When Sprint purchased Clearwire last year, WiMAX technology was deployed on approximately 17,000 cell sites and TD-LTE (Time Division Long Term Evolution or 4G) was in the process of being deployed on around 5,000 of these sites. The company has plans to expand this deployment to an additional 5,000 legacy Clearwire sites as part of its Sprint Spark tri-band LTE service.
A filing with the Securities and Exchange Commission (SEC) has noted that Sprint plans to “cease using WiMAX technology by the end of 2015.” This has resulted in the company identifying numerous redundant sites that could expect to be decommissioned and existing leases on them terminated. Sprint has stated that the shutdowns would cost anywhere between $50 million to $100 million.

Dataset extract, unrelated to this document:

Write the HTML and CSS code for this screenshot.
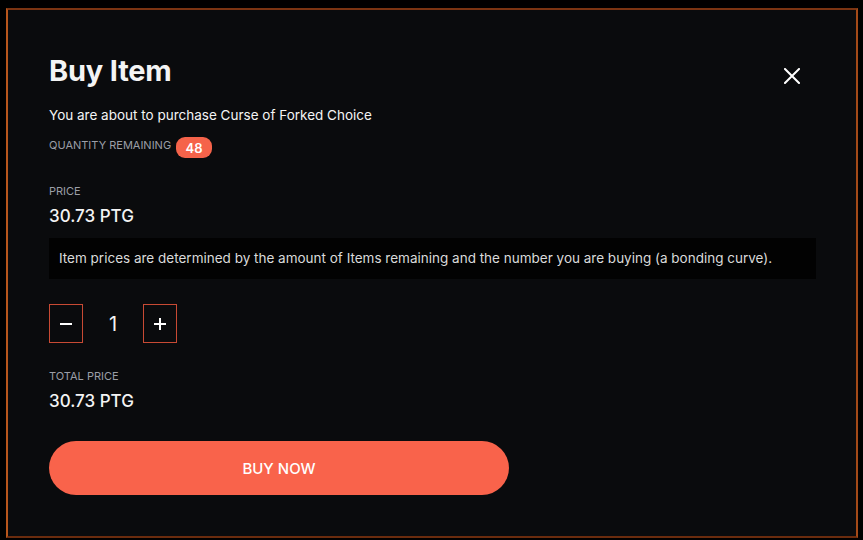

There is a possibility that the number of cell sites that Sprint plans to decommission could rise. An SEC filing from last year noted that the company had identified approximately 4,300 sites that could face decommission and lease termination when WiMAX technology ceases to be used towards the end of next year.
This is the second network that Sprint plans to shut down in as many years after their iDEN Nextel network was discontinued last year. When the company unveiled Spark, it noted that it had approximately 55,000 macro cell sites. Kelly Schlageter, a spokeswoman for Sprint, told FierceWireless that the company expected to maintain around 55,000 sites as some were decommissioned and others were added to the network. Sprint had already begun laying the groundwork to get their WiMAX customers on to LTE services before they had even acquired Clearwire.
Existing customers can opt to finish their contracts without WiMAX capability, deactivate their service and not be charged an early termination fee or they can transition over to Sprint’s LTE network. If customers switch to the LTE service, they would receive a free standard Sprint LTE-capable device and they would be able to maintain their existing service plans, “if available.”
Sprint has also stated that other offers may be provided that are separate from the transition option. However, these would be subject to customers signing a new two-year contract.